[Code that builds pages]
--- --- ---

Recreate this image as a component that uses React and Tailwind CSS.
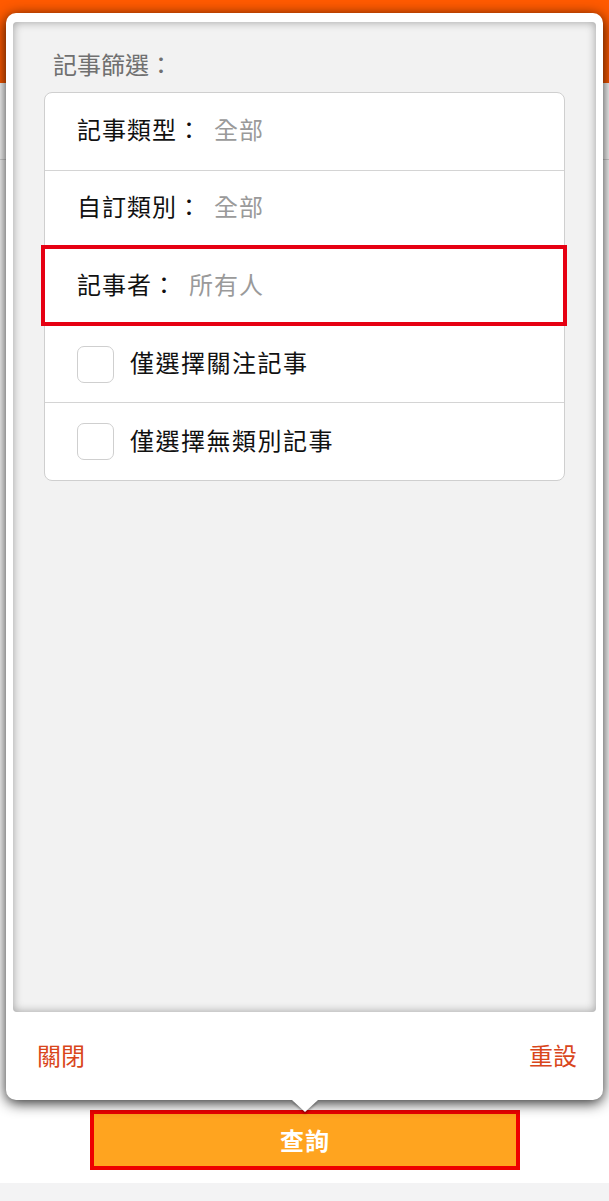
import React, { useState } from "react";

const font = { fontFamily: '"Noto Sans CJK TC", "Noto Sans", sans-serif' };

function SelectRow({ label, value, highlight, tall }) {
  return (
    <div
      className={
        "relative flex items-center pl-[32px] pb-[6px] border-b border-[#d4d4d4] " +
        (tall ? "h-[78px]" : "h-[77px]")
      }
    >
      <span className="text-[24px] tracking-[1px] text-[#111]">{label}：</span>
      <span className="ml-[12px] text-[24px] tracking-[1px] text-[#9a9a9a]">{value}</span>
      {highlight && (
        <div className="absolute -left-[4px] -right-[3px] -top-[3px] -bottom-[1px] border-4 border-[#e60012]" />
      )}
    </div>
  );
}

function CheckRow({ label, checked, onToggle, last }) {
  return (
    <div
      onClick={onToggle}
      className={
        "flex items-center h-[77px] pl-[32px] cursor-pointer " +
        (last ? "" : "border-b border-[#d4d4d4]")
      }
    >
      <div className="w-[37px] h-[37px] rounded-[7px] border border-[#cfcfcf] bg-white flex items-center justify-center">
        {checked && <span className="text-[#ff6600] text-[22px] leading-none">✓</span>}
      </div>
      <span className="ml-[16px] mb-[4px] text-[24px] tracking-[1.5px] text-[#111]">{label}</span>
    </div>
  );
}

export default function App() {
  const [followOnly, setFollowOnly] = useState(false);
  const [noCategory, setNoCategory] = useState(false);

  return (
    <div className="relative h-[1201px] w-[609px] overflow-hidden bg-white flex flex-col" style={font}>
      {/* page behind the popup */}
      <div className="h-[83px] bg-[#ff5a00]" />
      <div className="h-[77px] border-b border-[#d8d8d8]" />
      <div className="flex-1" />
      <div className="ml-[90px] mb-[13px] w-[430px] h-[60px] border-4 border-[#ee0000] bg-[#ffa41f] flex items-center justify-center">
        <span className="text-[24px] font-bold tracking-[1px] text-white">查詢</span>
      </div>
      <div className="h-[18px] bg-[#f3f3f4]" />

      {/* filter popup */}
      <div className="absolute left-[6px] top-[13px] w-[597px] h-[1087px] bg-white rounded-[10px] shadow-[0_3px_14px_rgba(0,0,0,0.85)] flex flex-col">
        <div className="mx-[7px] mt-[9px] h-[990px] bg-[#f2f2f2] rounded-[4px] shadow-[inset_0_0_10px_rgba(0,0,0,0.35)] px-[31px]">
          <div className="pt-[27px] pl-[9px] text-[24px] leading-[30px] text-[#707070]">記事篩選：</div>
          <div className="mt-[13px] bg-white border border-[#cfcfcf] rounded-[8px]">
            <SelectRow label="記事類型" value="全部" tall />
            <SelectRow label="自訂類別" value="全部" />
            <SelectRow label="記事者" value="所有人" highlight tall />
            <CheckRow
              label="僅選擇關注記事"
              checked={followOnly}
              onToggle={() => setFollowOnly(!followOnly)}
            />
            <CheckRow
              label="僅選擇無類別記事"
              checked={noCategory}
              onToggle={() => setNoCategory(!noCategory)}
              last
            />
          </div>
        </div>
        <div className="flex-1 flex items-center justify-between pl-[31px] pr-[26px] pb-[2px]">
          <span className="text-[24px] text-[#d9461b]">關閉</span>
          <span className="text-[24px] text-[#d9461b]">重設</span>
        </div>
        {/* arrow */}
        <div className="absolute left-[286px] -bottom-[12px] w-0 h-0 border-l-[13px] border-r-[13px] border-t-[12px] border-l-transparent border-r-transparent border-t-white drop-shadow-[0_2px_1px_rgba(0,0,0,0.35)]" />
      </div>
    </div>
  );
}
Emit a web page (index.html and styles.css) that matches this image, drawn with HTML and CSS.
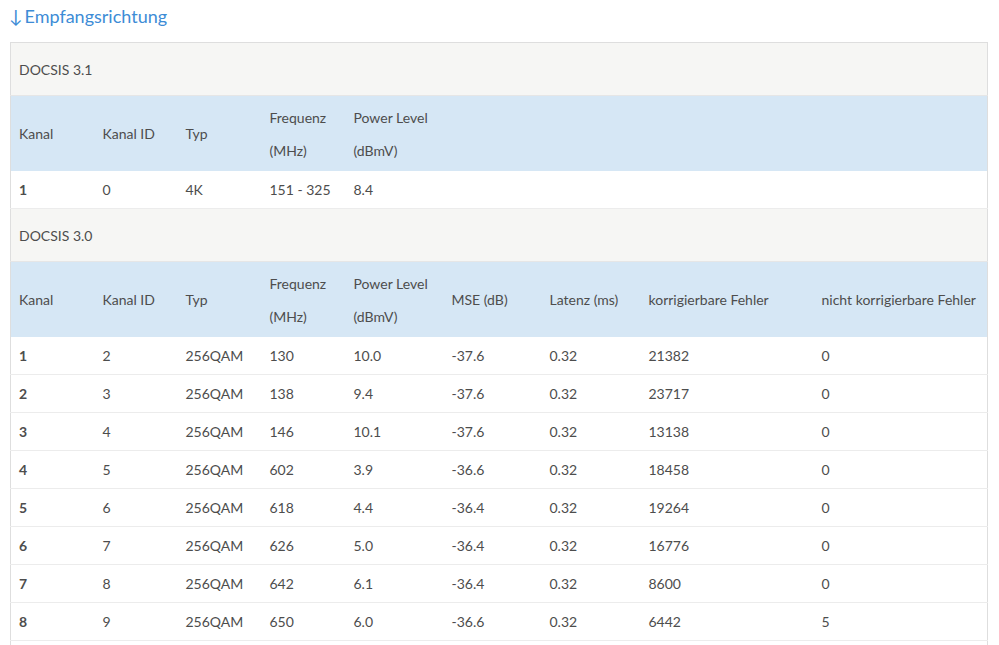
FILE: index.html
```html
<!DOCTYPE html>
<html lang="de">
<head>
<meta charset="utf-8">
<title>Empfangsrichtung</title>
<link rel="stylesheet" href="styles.css">
</head>
<body>
<h2 class="title"><span class="arrow">↓</span><span class="label">Empfangsrichtung</span></h2>
<table class="channels">
  <colgroup>
    <col class="c1"><col class="c2"><col class="c3"><col class="c4"><col class="c5">
    <col class="c6"><col class="c7"><col class="c8"><col class="c9">
  </colgroup>
  <tbody>
    <tr class="group"><td colspan="9">DOCSIS 3.1</td></tr>
    <tr class="head">
      <th>Kanal</th><th>Kanal ID</th><th>Typ</th><th>Frequenz<br>(MHz)</th><th>Power Level<br>(dBmV)</th><th colspan="4"></th>
    </tr>
    <tr class="row"><td class="b">1</td><td>0</td><td>4K</td><td>151 - 325</td><td>8.4</td><td colspan="4"></td></tr>
    <tr class="group"><td colspan="9">DOCSIS 3.0</td></tr>
    <tr class="head">
      <th>Kanal</th><th>Kanal ID</th><th>Typ</th><th>Frequenz<br>(MHz)</th><th>Power Level<br>(dBmV)</th><th>MSE (dB)</th><th>Latenz (ms)</th><th>korrigierbare Fehler</th><th>nicht korrigierbare Fehler</th>
    </tr>
    <tr class="row"><td class="b">1</td><td>2</td><td>256QAM</td><td>130</td><td>10.0</td><td>-37.6</td><td>0.32</td><td>21382</td><td>0</td></tr>
    <tr class="row"><td class="b">2</td><td>3</td><td>256QAM</td><td>138</td><td>9.4</td><td>-37.6</td><td>0.32</td><td>23717</td><td>0</td></tr>
    <tr class="row"><td class="b">3</td><td>4</td><td>256QAM</td><td>146</td><td>10.1</td><td>-37.6</td><td>0.32</td><td>13138</td><td>0</td></tr>
    <tr class="row"><td class="b">4</td><td>5</td><td>256QAM</td><td>602</td><td>3.9</td><td>-36.6</td><td>0.32</td><td>18458</td><td>0</td></tr>
    <tr class="row"><td class="b">5</td><td>6</td><td>256QAM</td><td>618</td><td>4.4</td><td>-36.4</td><td>0.32</td><td>19264</td><td>0</td></tr>
    <tr class="row"><td class="b">6</td><td>7</td><td>256QAM</td><td>626</td><td>5.0</td><td>-36.4</td><td>0.32</td><td>16776</td><td>0</td></tr>
    <tr class="row"><td class="b">7</td><td>8</td><td>256QAM</td><td>642</td><td>6.1</td><td>-36.4</td><td>0.32</td><td>8600</td><td>0</td></tr>
    <tr class="row"><td class="b">8</td><td>9</td><td>256QAM</td><td>650</td><td>6.0</td><td>-36.6</td><td>0.32</td><td>6442</td><td>5</td></tr>
    <tr class="row"><td colspan="9"></td></tr>
  </tbody>
</table>
</body>
</html>
```

FILE: styles.css
```css
html, body {
  margin: 0;
  padding: 0;
  background: #fff;
}
body {
  padding: 0 12px 0 10px;
  font-family: Lato, "Noto Sans", sans-serif;
  font-size: 14px;
  color: #4d4d4d;
}
.title {
  margin: 0;
  padding-top: 5px;
  height: 42px;
  box-sizing: border-box;
  display: flex;
  align-items: baseline;
  gap: 2px;
  font-size: 18px;
  font-weight: 400;
  line-height: 22px;
  color: #3d8cd6;
}
.arrow {
  margin-left: -1px;
}
.channels {
  width: 977px;
  table-layout: fixed;
  border-collapse: collapse;
  border: 1px solid #dedede;
}
.c1 { width: 84px; }
.c2 { width: 83px; }
.c3 { width: 84px; }
.c4 { width: 84px; }
.c5 { width: 98px; }
.c6 { width: 98px; }
.c7 { width: 99px; }
.c8 { width: 173px; }
.c9 { width: 174px; }
.channels td, .channels th {
  text-align: left;
  font-weight: 400;
  padding: 0 8px;
  white-space: nowrap;
  vertical-align: middle;
}
.group td {
  background: #f6f6f4;
  height: 52px;
  border-bottom: 1px solid #e6e6e6;
}
.head th {
  background: #d6e7f5;
  height: 75px;
  line-height: 33px;
}
.row td {
  height: 37px;
  border-bottom: 1px solid #ececec;
}
.row td.b {
  font-weight: 700;
}
```
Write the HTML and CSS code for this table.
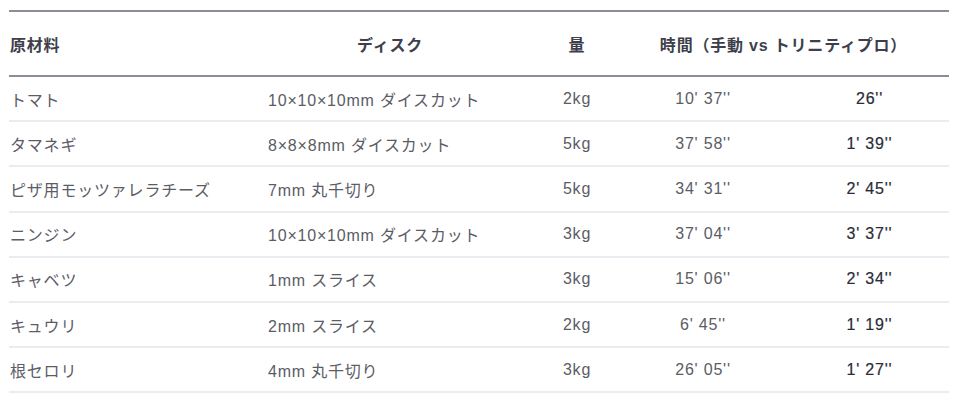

--- --- ---

Exercise goal » Repeat the listing above up to and including the line with "const [noCategory, setNoCategory]", starting from its first line. Drop any pictures.

Answer »
Recreate this image as a component that uses React and Tailwind CSS.
import React, { useState } from "react";

const font = { fontFamily: '"Noto Sans CJK TC", "Noto Sans", sans-serif' };

function SelectRow({ label, value, highlight, tall }) {
  return (
    <div
      className={
        "relative flex items-center pl-[32px] pb-[6px] border-b border-[#d4d4d4] " +
        (tall ? "h-[78px]" : "h-[77px]")
      }
    >
      <span className="text-[24px] tracking-[1px] text-[#111]">{label}：</span>
      <span className="ml-[12px] text-[24px] tracking-[1px] text-[#9a9a9a]">{value}</span>
      {highlight && (
        <div className="absolute -left-[4px] -right-[3px] -top-[3px] -bottom-[1px] border-4 border-[#e60012]" />
      )}
    </div>
  );
}

function CheckRow({ label, checked, onToggle, last }) {
  return (
    <div
      onClick={onToggle}
      className={
        "flex items-center h-[77px] pl-[32px] cursor-pointer " +
        (last ? "" : "border-b border-[#d4d4d4]")
      }
    >
      <div className="w-[37px] h-[37px] rounded-[7px] border border-[#cfcfcf] bg-white flex items-center justify-center">
        {checked && <span className="text-[#ff6600] text-[22px] leading-none">✓</span>}
      </div>
      <span className="ml-[16px] mb-[4px] text-[24px] tracking-[1.5px] text-[#111]">{label}</span>
    </div>
  );
}

export default function App() {
  const [followOnly, setFollowOnly] = useState(false);
  const [noCategory, setNoCategory] = useState(false);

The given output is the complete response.